Material provided —
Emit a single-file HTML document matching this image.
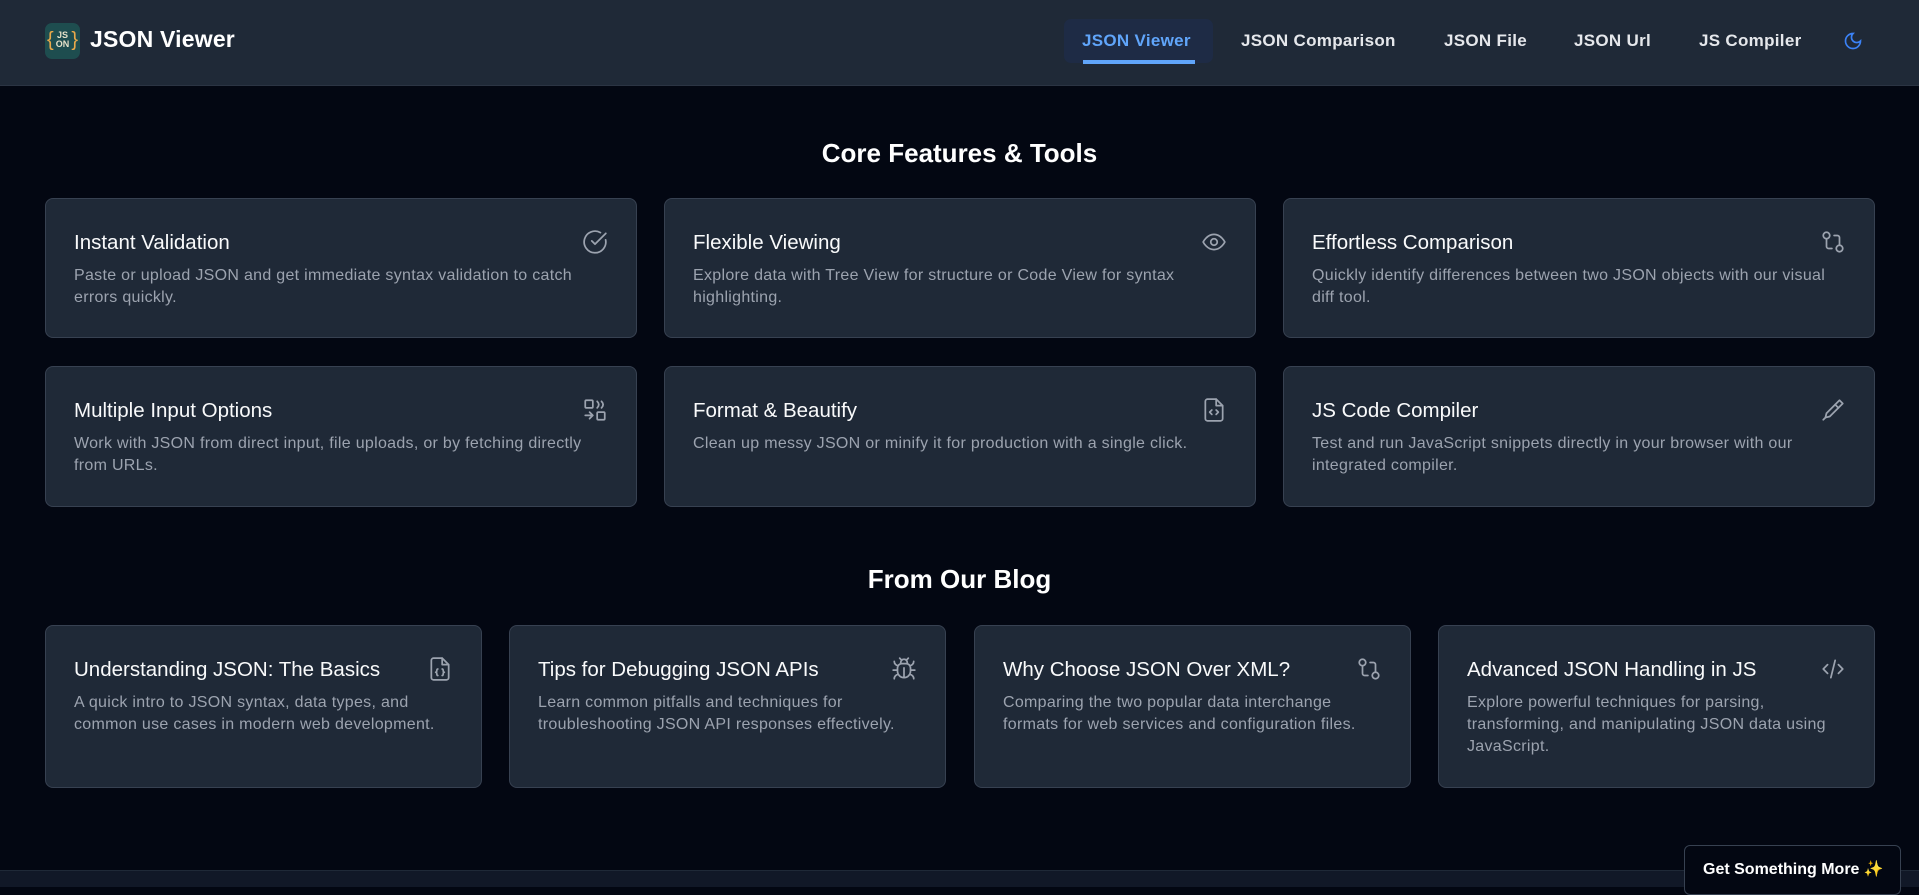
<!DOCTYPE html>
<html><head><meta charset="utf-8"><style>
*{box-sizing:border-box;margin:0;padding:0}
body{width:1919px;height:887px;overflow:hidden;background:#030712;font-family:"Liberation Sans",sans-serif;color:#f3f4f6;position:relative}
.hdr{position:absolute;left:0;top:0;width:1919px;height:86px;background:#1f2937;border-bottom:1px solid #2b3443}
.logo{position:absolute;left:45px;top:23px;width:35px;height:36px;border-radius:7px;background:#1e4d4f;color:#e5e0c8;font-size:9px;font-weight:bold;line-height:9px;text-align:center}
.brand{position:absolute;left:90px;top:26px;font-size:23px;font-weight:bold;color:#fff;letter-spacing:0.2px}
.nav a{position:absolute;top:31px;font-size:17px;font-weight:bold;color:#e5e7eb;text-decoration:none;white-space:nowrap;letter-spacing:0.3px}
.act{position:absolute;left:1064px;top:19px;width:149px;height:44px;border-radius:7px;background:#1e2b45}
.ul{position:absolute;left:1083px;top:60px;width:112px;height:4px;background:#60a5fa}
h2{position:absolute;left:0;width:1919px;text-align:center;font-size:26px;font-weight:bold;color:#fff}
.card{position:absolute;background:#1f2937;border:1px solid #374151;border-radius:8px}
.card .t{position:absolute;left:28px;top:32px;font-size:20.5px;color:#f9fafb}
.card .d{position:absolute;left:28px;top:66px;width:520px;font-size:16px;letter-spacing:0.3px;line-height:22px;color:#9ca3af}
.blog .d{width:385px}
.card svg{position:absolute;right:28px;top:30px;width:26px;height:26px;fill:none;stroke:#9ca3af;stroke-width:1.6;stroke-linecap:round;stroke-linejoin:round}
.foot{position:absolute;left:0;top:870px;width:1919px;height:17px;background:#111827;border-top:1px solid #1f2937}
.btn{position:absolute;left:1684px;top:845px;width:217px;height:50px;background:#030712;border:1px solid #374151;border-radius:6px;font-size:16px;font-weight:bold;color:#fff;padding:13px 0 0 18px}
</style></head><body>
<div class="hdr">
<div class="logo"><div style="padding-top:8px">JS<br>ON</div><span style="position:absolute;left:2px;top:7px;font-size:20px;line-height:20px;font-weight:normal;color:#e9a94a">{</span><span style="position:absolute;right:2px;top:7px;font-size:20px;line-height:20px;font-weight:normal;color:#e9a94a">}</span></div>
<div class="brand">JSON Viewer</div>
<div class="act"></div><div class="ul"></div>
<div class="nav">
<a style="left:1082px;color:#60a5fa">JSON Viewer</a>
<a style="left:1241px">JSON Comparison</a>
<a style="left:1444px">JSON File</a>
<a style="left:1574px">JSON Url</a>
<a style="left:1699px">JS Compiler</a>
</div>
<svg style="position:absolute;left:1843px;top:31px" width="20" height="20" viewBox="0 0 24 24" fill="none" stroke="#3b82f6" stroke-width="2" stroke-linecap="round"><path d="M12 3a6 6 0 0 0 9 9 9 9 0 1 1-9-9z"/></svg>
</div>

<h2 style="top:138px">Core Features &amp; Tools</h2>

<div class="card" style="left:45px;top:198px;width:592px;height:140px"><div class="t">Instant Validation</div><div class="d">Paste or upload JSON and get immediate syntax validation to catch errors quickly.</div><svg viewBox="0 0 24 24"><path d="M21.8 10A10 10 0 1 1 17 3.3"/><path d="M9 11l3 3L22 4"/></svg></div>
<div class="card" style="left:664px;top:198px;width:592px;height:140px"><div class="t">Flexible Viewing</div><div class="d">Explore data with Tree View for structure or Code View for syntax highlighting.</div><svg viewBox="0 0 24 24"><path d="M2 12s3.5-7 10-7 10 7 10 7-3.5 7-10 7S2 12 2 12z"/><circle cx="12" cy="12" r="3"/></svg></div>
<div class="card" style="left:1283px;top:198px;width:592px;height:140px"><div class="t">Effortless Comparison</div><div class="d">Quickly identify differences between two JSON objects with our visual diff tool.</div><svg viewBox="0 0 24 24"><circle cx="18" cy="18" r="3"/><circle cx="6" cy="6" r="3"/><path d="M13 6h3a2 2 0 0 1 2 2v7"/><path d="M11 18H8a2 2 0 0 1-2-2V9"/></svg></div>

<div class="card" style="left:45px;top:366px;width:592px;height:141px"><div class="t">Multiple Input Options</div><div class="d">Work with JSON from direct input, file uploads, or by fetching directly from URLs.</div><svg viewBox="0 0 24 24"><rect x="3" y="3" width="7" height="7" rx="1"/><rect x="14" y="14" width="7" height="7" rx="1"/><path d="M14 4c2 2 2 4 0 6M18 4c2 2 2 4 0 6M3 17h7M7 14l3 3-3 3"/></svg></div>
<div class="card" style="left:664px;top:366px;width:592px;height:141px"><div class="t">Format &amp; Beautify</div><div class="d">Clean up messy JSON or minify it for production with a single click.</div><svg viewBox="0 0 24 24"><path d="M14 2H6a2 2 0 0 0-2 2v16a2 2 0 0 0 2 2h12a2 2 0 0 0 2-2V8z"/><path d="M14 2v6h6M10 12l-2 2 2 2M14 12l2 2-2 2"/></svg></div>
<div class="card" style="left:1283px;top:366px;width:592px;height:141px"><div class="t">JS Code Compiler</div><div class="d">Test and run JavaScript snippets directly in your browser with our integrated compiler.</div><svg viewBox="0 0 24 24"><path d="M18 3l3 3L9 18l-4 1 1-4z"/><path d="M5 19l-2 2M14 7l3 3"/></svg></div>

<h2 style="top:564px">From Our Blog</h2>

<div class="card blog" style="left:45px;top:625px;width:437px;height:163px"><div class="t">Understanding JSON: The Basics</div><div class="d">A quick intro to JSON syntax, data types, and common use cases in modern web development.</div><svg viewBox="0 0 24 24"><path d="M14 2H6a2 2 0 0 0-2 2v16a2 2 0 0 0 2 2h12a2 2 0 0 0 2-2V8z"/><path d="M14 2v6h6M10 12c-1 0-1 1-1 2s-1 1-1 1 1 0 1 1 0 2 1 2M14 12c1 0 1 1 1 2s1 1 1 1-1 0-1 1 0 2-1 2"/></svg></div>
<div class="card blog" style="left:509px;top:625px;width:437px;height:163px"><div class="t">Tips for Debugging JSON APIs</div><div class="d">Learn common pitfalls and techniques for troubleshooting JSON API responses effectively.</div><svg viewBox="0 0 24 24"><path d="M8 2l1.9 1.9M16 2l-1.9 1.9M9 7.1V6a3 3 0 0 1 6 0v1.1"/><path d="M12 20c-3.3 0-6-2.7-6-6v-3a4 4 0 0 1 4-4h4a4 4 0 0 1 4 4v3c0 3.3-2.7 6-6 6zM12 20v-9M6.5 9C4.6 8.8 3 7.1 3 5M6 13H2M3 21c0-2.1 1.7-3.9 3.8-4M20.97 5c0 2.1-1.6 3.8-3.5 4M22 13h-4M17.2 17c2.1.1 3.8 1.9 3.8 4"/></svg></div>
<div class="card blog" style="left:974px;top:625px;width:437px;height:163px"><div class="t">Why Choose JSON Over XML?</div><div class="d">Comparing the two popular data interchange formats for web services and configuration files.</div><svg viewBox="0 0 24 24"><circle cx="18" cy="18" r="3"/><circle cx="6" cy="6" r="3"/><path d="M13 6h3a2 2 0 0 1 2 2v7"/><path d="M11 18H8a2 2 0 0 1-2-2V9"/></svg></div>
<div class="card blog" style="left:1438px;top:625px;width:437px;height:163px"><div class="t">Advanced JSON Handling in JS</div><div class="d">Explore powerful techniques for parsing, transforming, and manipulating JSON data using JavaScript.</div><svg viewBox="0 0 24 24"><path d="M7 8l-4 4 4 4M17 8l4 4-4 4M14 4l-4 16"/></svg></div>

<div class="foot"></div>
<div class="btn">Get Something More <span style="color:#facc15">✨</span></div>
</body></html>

What is required —
Copy the data exactly. Any picture it contains is to be omitted.

Written solution —
Emit a single-file HTML document matching this image.
<!DOCTYPE html>
<html><head><meta charset="utf-8"><style>
*{box-sizing:border-box;margin:0;padding:0}
body{width:1919px;height:887px;overflow:hidden;background:#030712;font-family:"Liberation Sans",sans-serif;color:#f3f4f6;position:relative}
.hdr{position:absolute;left:0;top:0;width:1919px;height:86px;background:#1f2937;border-bottom:1px solid #2b3443}
.logo{position:absolute;left:45px;top:23px;width:35px;height:36px;border-radius:7px;background:#1e4d4f;color:#e5e0c8;font-size:9px;font-weight:bold;line-height:9px;text-align:center}
.brand{position:absolute;left:90px;top:26px;font-size:23px;font-weight:bold;color:#fff;letter-spacing:0.2px}
.nav a{position:absolute;top:31px;font-size:17px;font-weight:bold;color:#e5e7eb;text-decoration:none;white-space:nowrap;letter-spacing:0.3px}
.act{position:absolute;left:1064px;top:19px;width:149px;height:44px;border-radius:7px;background:#1e2b45}
.ul{position:absolute;left:1083px;top:60px;width:112px;height:4px;background:#60a5fa}
h2{position:absolute;left:0;width:1919px;text-align:center;font-size:26px;font-weight:bold;color:#fff}
.card{position:absolute;background:#1f2937;border:1px solid #374151;border-radius:8px}
.card .t{position:absolute;left:28px;top:32px;font-size:20.5px;color:#f9fafb}
.card .d{position:absolute;left:28px;top:66px;width:520px;font-size:16px;letter-spacing:0.3px;line-height:22px;color:#9ca3af}
.blog .d{width:385px}
.card svg{position:absolute;right:28px;top:30px;width:26px;height:26px;fill:none;stroke:#9ca3af;stroke-width:1.6;stroke-linecap:round;stroke-linejoin:round}
.foot{position:absolute;left:0;top:870px;width:1919px;height:17px;background:#111827;border-top:1px solid #1f2937}
.btn{position:absolute;left:1684px;top:845px;width:217px;height:50px;background:#030712;border:1px solid #374151;border-radius:6px;font-size:16px;font-weight:bold;color:#fff;padding:13px 0 0 18px}
</style></head><body>
<div class="hdr">
<div class="logo"><div style="padding-top:8px">JS<br>ON</div><span style="position:absolute;left:2px;top:7px;font-size:20px;line-height:20px;font-weight:normal;color:#e9a94a">{</span><span style="position:absolute;right:2px;top:7px;font-size:20px;line-height:20px;font-weight:normal;color:#e9a94a">}</span></div>
<div class="brand">JSON Viewer</div>
<div class="act"></div><div class="ul"></div>
<div class="nav">
<a style="left:1082px;color:#60a5fa">JSON Viewer</a>
<a style="left:1241px">JSON Comparison</a>
<a style="left:1444px">JSON File</a>
<a style="left:1574px">JSON Url</a>
<a style="left:1699px">JS Compiler</a>
</div>
<svg style="position:absolute;left:1843px;top:31px" width="20" height="20" viewBox="0 0 24 24" fill="none" stroke="#3b82f6" stroke-width="2" stroke-linecap="round"><path d="M12 3a6 6 0 0 0 9 9 9 9 0 1 1-9-9z"/></svg>
</div>

<h2 style="top:138px">Core Features &amp; Tools</h2>

<div class="card" style="left:45px;top:198px;width:592px;height:140px"><div class="t">Instant Validation</div><div class="d">Paste or upload JSON and get immediate syntax validation to catch errors quickly.</div><svg viewBox="0 0 24 24"><path d="M21.8 10A10 10 0 1 1 17 3.3"/><path d="M9 11l3 3L22 4"/></svg></div>
<div class="card" style="left:664px;top:198px;width:592px;height:140px"><div class="t">Flexible Viewing</div><div class="d">Explore data with Tree View for structure or Code View for syntax highlighting.</div><svg viewBox="0 0 24 24"><path d="M2 12s3.5-7 10-7 10 7 10 7-3.5 7-10 7S2 12 2 12z"/><circle cx="12" cy="12" r="3"/></svg></div>
<div class="card" style="left:1283px;top:198px;width:592px;height:140px"><div class="t">Effortless Comparison</div><div class="d">Quickly identify differences between two JSON objects with our visual diff tool.</div><svg viewBox="0 0 24 24"><circle cx="18" cy="18" r="3"/><circle cx="6" cy="6" r="3"/><path d="M13 6h3a2 2 0 0 1 2 2v7"/><path d="M11 18H8a2 2 0 0 1-2-2V9"/></svg></div>

<div class="card" style="left:45px;top:366px;width:592px;height:141px"><div class="t">Multiple Input Options</div><div class="d">Work with JSON from direct input, file uploads, or by fetching directly from URLs.</div><svg viewBox="0 0 24 24"><rect x="3" y="3" width="7" height="7" rx="1"/><rect x="14" y="14" width="7" height="7" rx="1"/><path d="M14 4c2 2 2 4 0 6M18 4c2 2 2 4 0 6M3 17h7M7 14l3 3-3 3"/></svg></div>
<div class="card" style="left:664px;top:366px;width:592px;height:141px"><div class="t">Format &amp; Beautify</div><div class="d">Clean up messy JSON or minify it for production with a single click.</div><svg viewBox="0 0 24 24"><path d="M14 2H6a2 2 0 0 0-2 2v16a2 2 0 0 0 2 2h12a2 2 0 0 0 2-2V8z"/><path d="M14 2v6h6M10 12l-2 2 2 2M14 12l2 2-2 2"/></svg></div>
<div class="card" style="left:1283px;top:366px;width:592px;height:141px"><div class="t">JS Code Compiler</div><div class="d">Test and run JavaScript snippets directly in your browser with our integrated compiler.</div><svg viewBox="0 0 24 24"><path d="M18 3l3 3L9 18l-4 1 1-4z"/><path d="M5 19l-2 2M14 7l3 3"/></svg></div>

<h2 style="top:564px">From Our Blog</h2>

<div class="card blog" style="left:45px;top:625px;width:437px;height:163px"><div class="t">Understanding JSON: The Basics</div><div class="d">A quick intro to JSON syntax, data types, and common use cases in modern web development.</div><svg viewBox="0 0 24 24"><path d="M14 2H6a2 2 0 0 0-2 2v16a2 2 0 0 0 2 2h12a2 2 0 0 0 2-2V8z"/><path d="M14 2v6h6M10 12c-1 0-1 1-1 2s-1 1-1 1 1 0 1 1 0 2 1 2M14 12c1 0 1 1 1 2s1 1 1 1-1 0-1 1 0 2-1 2"/></svg></div>
<div class="card blog" style="left:509px;top:625px;width:437px;height:163px"><div class="t">Tips for Debugging JSON APIs</div><div class="d">Learn common pitfalls and techniques for troubleshooting JSON API responses effectively.</div><svg viewBox="0 0 24 24"><path d="M8 2l1.9 1.9M16 2l-1.9 1.9M9 7.1V6a3 3 0 0 1 6 0v1.1"/><path d="M12 20c-3.3 0-6-2.7-6-6v-3a4 4 0 0 1 4-4h4a4 4 0 0 1 4 4v3c0 3.3-2.7 6-6 6zM12 20v-9M6.5 9C4.6 8.8 3 7.1 3 5M6 13H2M3 21c0-2.1 1.7-3.9 3.8-4M20.97 5c0 2.1-1.6 3.8-3.5 4M22 13h-4M17.2 17c2.1.1 3.8 1.9 3.8 4"/></svg></div>
<div class="card blog" style="left:974px;top:625px;width:437px;height:163px"><div class="t">Why Choose JSON Over XML?</div><div class="d">Comparing the two popular data interchange formats for web services and configuration files.</div><svg viewBox="0 0 24 24"><circle cx="18" cy="18" r="3"/><circle cx="6" cy="6" r="3"/><path d="M13 6h3a2 2 0 0 1 2 2v7"/><path d="M11 18H8a2 2 0 0 1-2-2V9"/></svg></div>
<div class="card blog" style="left:1438px;top:625px;width:437px;height:163px"><div class="t">Advanced JSON Handling in JS</div><div class="d">Explore powerful techniques for parsing, transforming, and manipulating JSON data using JavaScript.</div><svg viewBox="0 0 24 24"><path d="M7 8l-4 4 4 4M17 8l4 4-4 4M14 4l-4 16"/></svg></div>

<div class="foot"></div>
<div class="btn">Get Something More <span style="color:#facc15">✨</span></div>
</body></html>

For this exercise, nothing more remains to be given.